• _Data extract_
####

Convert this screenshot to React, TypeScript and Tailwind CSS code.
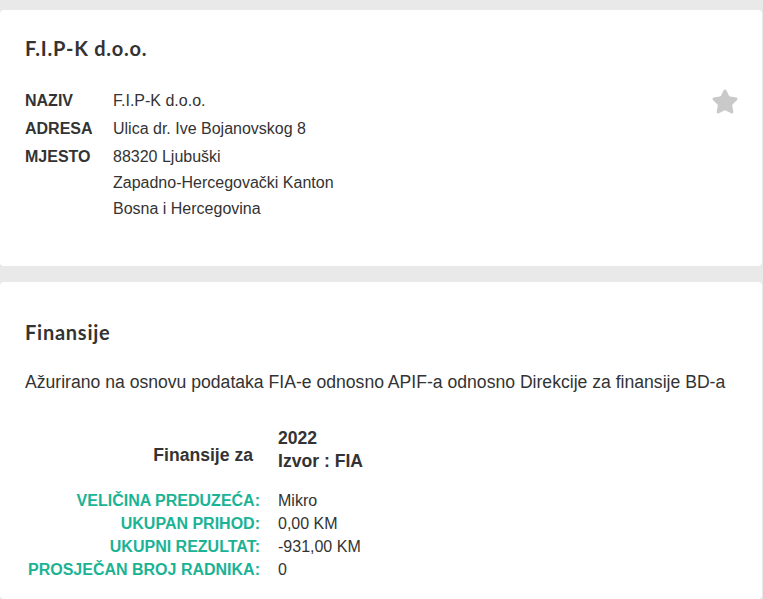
import { Star } from 'lucide-react';

const body = "font-[Liberation_Sans,Arial,sans-serif]";
const heading = "font-[Lato,sans-serif] font-bold text-[20px] tracking-[0.75px] text-[#333] leading-[24px]";

const company = {
  naziv: 'F.I.P-K d.o.o.',
  adresa: 'Ulica dr. Ive Bojanovskog 8',
  mjesto: ['88320 Ljubuški', 'Zapadno-Hercegovački Kanton', 'Bosna i Hercegovina'],
};

const finances = [
  { label: 'VELIČINA PREDUZEĆA:', value: 'Mikro' },
  { label: 'UKUPAN PRIHOD:', value: '0,00 KM' },
  { label: 'UKUPNI REZULTAT:', value: '-931,00 KM' },
  { label: 'PROSJEČAN BROJ RADNIKA:', value: '0' },
];

export default function App() {
  return (
    <div className={`h-[599px] overflow-hidden bg-[#e9e9e9] pt-[10px] pr-px ${body} text-[#333]`}>
      <div className="bg-white rounded-[4px] h-[256px] px-[25px] pt-[26px]">
        <h1 className={heading}>F.I.P-K d.o.o.</h1>
        <div className="flex justify-between mt-[27px]">
          <div className="grid grid-cols-[88px_1fr] text-[16px] leading-[26px]">
            <div className="font-bold py-px">NAZIV</div>
            <div className="py-px">{company.naziv}</div>
            <div className="font-bold py-px">ADRESA</div>
            <div className="py-px">{company.adresa}</div>
            <div className="font-bold py-px">MJESTO</div>
            <div className="py-px">
              {company.mjesto.map((line) => (
                <div key={line}>{line}</div>
              ))}
            </div>
          </div>
          <Star className="w-[28px] h-[28px] mt-px mr-[-2px] text-[#c9c9c9] fill-[#c9c9c9]" strokeWidth={1.5} />
        </div>
      </div>

      <div className="bg-white rounded-[4px] mt-[16px] px-[25px] pt-[38px] pb-[18px]">
        <h2 className={heading}>Finansije</h2>
        <p className="text-[17.6px] leading-[24px] mt-[26px]">
          Ažurirano na osnovu podataka FIA-e odnosno APIF-a odnosno Direkcije za finansije BD-a
        </p>

        <div className="grid grid-cols-[235px_1fr] mt-[33px]">
          <div className="text-right font-bold text-[17.6px] leading-[23px] pr-[7px] pt-[17px]">Finansije za</div>
          <div className="font-bold text-[17.6px] leading-[23px] pl-[18px]">
            <div>2022</div>
            <div>Izvor : FIA</div>
          </div>
        </div>

        <div className="grid grid-cols-[235px_1fr] mt-[16px] text-[16px] leading-[23px]">
          {finances.map((row) => (
            <div key={row.label} className="contents">
              <div className="text-right font-bold text-[#1ab394]">{row.label}</div>
              <div className="pl-[18px]">{row.value}</div>
            </div>
          ))}
        </div>
      </div>
    </div>
  );
}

####

Take the data above and repeat it exactly, leaving each picture out.

• _The answer_
Convert this screenshot to React, TypeScript and Tailwind CSS code.
import { Star } from 'lucide-react';

const body = "font-[Liberation_Sans,Arial,sans-serif]";
const heading = "font-[Lato,sans-serif] font-bold text-[20px] tracking-[0.75px] text-[#333] leading-[24px]";

const company = {
  naziv: 'F.I.P-K d.o.o.',
  adresa: 'Ulica dr. Ive Bojanovskog 8',
  mjesto: ['88320 Ljubuški', 'Zapadno-Hercegovački Kanton', 'Bosna i Hercegovina'],
};

const finances = [
  { label: 'VELIČINA PREDUZEĆA:', value: 'Mikro' },
  { label: 'UKUPAN PRIHOD:', value: '0,00 KM' },
  { label: 'UKUPNI REZULTAT:', value: '-931,00 KM' },
  { label: 'PROSJEČAN BROJ RADNIKA:', value: '0' },
];

export default function App() {
  return (
    <div className={`h-[599px] overflow-hidden bg-[#e9e9e9] pt-[10px] pr-px ${body} text-[#333]`}>
      <div className="bg-white rounded-[4px] h-[256px] px-[25px] pt-[26px]">
        <h1 className={heading}>F.I.P-K d.o.o.</h1>
        <div className="flex justify-between mt-[27px]">
          <div className="grid grid-cols-[88px_1fr] text-[16px] leading-[26px]">
            <div className="font-bold py-px">NAZIV</div>
            <div className="py-px">{company.naziv}</div>
            <div className="font-bold py-px">ADRESA</div>
            <div className="py-px">{company.adresa}</div>
            <div className="font-bold py-px">MJESTO</div>
            <div className="py-px">
              {company.mjesto.map((line) => (
                <div key={line}>{line}</div>
              ))}
            </div>
          </div>
          <Star className="w-[28px] h-[28px] mt-px mr-[-2px] text-[#c9c9c9] fill-[#c9c9c9]" strokeWidth={1.5} />
        </div>
      </div>

      <div className="bg-white rounded-[4px] mt-[16px] px-[25px] pt-[38px] pb-[18px]">
        <h2 className={heading}>Finansije</h2>
        <p className="text-[17.6px] leading-[24px] mt-[26px]">
          Ažurirano na osnovu podataka FIA-e odnosno APIF-a odnosno Direkcije za finansije BD-a
        </p>

        <div className="grid grid-cols-[235px_1fr] mt-[33px]">
          <div className="text-right font-bold text-[17.6px] leading-[23px] pr-[7px] pt-[17px]">Finansije za</div>
          <div className="font-bold text-[17.6px] leading-[23px] pl-[18px]">
            <div>2022</div>
            <div>Izvor : FIA</div>
          </div>
        </div>

        <div className="grid grid-cols-[235px_1fr] mt-[16px] text-[16px] leading-[23px]">
          {finances.map((row) => (
            <div key={row.label} className="contents">
              <div className="text-right font-bold text-[#1ab394]">{row.label}</div>
              <div className="pl-[18px]">{row.value}</div>
            </div>
          ))}
        </div>
      </div>
    </div>
  );
}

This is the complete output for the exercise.